__Brief__: Each line in the entries below that holds the string "this" is to be listed.

__Entries provided__:
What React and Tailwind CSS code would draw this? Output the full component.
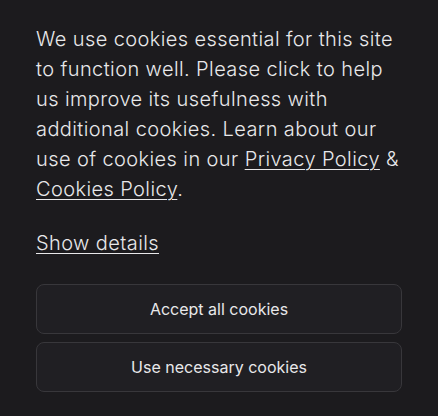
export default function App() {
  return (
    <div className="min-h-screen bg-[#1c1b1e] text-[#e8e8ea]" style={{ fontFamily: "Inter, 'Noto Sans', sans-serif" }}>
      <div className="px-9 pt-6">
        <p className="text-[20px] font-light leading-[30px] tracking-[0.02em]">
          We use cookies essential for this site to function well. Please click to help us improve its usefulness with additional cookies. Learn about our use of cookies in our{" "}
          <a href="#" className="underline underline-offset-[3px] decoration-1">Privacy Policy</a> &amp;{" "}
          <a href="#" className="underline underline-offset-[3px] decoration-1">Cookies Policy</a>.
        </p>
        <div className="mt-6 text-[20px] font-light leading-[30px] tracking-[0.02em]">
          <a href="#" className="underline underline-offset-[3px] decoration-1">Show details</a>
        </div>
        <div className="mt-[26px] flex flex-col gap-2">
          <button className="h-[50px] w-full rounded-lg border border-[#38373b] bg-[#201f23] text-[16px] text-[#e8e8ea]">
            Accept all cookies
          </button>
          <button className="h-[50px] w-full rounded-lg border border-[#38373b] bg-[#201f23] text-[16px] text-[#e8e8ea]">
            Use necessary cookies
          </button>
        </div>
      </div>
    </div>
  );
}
* * *
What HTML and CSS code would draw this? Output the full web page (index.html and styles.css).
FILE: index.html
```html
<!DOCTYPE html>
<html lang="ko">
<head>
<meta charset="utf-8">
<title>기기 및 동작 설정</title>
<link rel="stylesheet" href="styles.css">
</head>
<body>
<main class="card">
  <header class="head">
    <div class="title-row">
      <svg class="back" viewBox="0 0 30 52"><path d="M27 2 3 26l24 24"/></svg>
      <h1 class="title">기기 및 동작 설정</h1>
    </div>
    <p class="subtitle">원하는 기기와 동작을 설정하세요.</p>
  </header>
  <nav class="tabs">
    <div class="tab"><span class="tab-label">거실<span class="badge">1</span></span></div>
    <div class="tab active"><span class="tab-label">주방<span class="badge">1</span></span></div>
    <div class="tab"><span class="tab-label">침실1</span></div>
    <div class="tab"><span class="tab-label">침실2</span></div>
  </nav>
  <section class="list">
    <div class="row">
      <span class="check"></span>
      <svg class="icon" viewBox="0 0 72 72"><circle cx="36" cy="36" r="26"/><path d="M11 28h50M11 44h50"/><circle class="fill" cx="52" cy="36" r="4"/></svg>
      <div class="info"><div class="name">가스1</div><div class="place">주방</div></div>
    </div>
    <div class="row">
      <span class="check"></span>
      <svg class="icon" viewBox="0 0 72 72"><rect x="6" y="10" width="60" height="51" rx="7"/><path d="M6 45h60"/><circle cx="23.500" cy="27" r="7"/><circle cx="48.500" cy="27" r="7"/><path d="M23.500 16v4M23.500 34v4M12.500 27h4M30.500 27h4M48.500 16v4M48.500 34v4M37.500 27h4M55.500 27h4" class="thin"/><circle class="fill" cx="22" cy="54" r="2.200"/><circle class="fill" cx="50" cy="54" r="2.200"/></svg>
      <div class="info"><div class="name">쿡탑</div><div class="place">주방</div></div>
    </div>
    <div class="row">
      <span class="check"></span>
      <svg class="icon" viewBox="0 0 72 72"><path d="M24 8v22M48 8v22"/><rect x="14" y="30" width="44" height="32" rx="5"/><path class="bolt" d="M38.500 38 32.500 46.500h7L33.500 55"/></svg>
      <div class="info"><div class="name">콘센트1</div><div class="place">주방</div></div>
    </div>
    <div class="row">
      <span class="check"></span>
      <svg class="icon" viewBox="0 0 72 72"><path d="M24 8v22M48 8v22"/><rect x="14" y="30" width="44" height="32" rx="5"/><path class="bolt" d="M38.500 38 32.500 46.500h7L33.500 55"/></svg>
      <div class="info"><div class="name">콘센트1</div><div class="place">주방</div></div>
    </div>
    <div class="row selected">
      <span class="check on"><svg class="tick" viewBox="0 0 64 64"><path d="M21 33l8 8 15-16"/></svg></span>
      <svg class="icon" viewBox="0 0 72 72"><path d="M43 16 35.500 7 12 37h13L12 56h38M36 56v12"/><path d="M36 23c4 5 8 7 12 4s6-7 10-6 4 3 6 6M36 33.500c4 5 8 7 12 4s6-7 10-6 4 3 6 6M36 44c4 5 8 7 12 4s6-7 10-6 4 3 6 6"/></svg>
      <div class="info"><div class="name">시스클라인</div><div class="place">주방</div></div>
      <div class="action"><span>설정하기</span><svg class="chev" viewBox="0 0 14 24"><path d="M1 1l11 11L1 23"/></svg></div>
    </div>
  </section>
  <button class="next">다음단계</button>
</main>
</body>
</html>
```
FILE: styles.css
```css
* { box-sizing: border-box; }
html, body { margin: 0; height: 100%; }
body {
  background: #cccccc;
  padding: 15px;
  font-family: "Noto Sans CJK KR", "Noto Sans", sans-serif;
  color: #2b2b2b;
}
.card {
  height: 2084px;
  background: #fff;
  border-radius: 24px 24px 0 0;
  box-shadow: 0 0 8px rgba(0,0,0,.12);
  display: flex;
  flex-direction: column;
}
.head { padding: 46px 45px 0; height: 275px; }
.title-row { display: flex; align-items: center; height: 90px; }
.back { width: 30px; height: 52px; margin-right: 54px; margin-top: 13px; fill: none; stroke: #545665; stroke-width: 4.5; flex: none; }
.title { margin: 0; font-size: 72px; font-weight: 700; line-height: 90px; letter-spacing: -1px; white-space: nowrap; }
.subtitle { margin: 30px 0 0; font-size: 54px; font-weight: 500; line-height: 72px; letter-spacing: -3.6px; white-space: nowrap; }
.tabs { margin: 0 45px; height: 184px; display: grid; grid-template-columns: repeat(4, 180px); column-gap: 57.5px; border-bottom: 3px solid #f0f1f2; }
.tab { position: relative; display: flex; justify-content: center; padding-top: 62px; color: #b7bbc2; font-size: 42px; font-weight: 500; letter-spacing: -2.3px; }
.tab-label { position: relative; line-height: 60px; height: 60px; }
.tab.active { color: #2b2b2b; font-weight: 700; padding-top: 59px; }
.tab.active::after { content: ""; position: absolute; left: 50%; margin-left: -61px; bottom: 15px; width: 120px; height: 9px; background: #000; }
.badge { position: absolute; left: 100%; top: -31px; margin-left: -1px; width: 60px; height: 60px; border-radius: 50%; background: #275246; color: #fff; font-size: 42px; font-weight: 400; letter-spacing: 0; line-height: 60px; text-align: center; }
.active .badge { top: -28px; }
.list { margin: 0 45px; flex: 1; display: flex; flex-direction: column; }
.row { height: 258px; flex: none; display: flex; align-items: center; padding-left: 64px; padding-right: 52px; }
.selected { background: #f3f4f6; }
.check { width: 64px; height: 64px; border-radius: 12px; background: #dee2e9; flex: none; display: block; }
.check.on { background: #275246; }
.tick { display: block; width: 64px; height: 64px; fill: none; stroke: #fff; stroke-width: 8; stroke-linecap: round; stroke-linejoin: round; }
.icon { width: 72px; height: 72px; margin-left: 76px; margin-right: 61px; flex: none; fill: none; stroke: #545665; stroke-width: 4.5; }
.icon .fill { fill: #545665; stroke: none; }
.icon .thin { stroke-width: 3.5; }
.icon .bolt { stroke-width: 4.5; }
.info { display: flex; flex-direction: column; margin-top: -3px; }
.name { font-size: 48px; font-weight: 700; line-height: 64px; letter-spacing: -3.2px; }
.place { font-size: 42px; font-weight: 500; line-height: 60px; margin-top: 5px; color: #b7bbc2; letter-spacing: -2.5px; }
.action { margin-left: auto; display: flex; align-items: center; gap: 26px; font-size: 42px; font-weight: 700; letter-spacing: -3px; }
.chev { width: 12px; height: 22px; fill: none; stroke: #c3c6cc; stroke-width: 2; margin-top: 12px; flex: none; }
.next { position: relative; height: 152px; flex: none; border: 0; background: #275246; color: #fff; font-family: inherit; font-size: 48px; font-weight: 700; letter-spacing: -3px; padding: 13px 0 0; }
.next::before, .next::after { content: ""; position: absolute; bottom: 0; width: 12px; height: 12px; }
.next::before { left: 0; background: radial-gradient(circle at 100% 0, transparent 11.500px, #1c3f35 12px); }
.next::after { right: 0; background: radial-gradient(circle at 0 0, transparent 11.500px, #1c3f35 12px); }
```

__Result below__:
What React and Tailwind CSS code would draw this? Output the full component.
          We use cookies essential for this site to function well. Please click to help us improve its usefulness with additional cookies. Learn about our use of cookies in our{" "}
What HTML and CSS code would draw this? Output the full web page (index.html and styles.css).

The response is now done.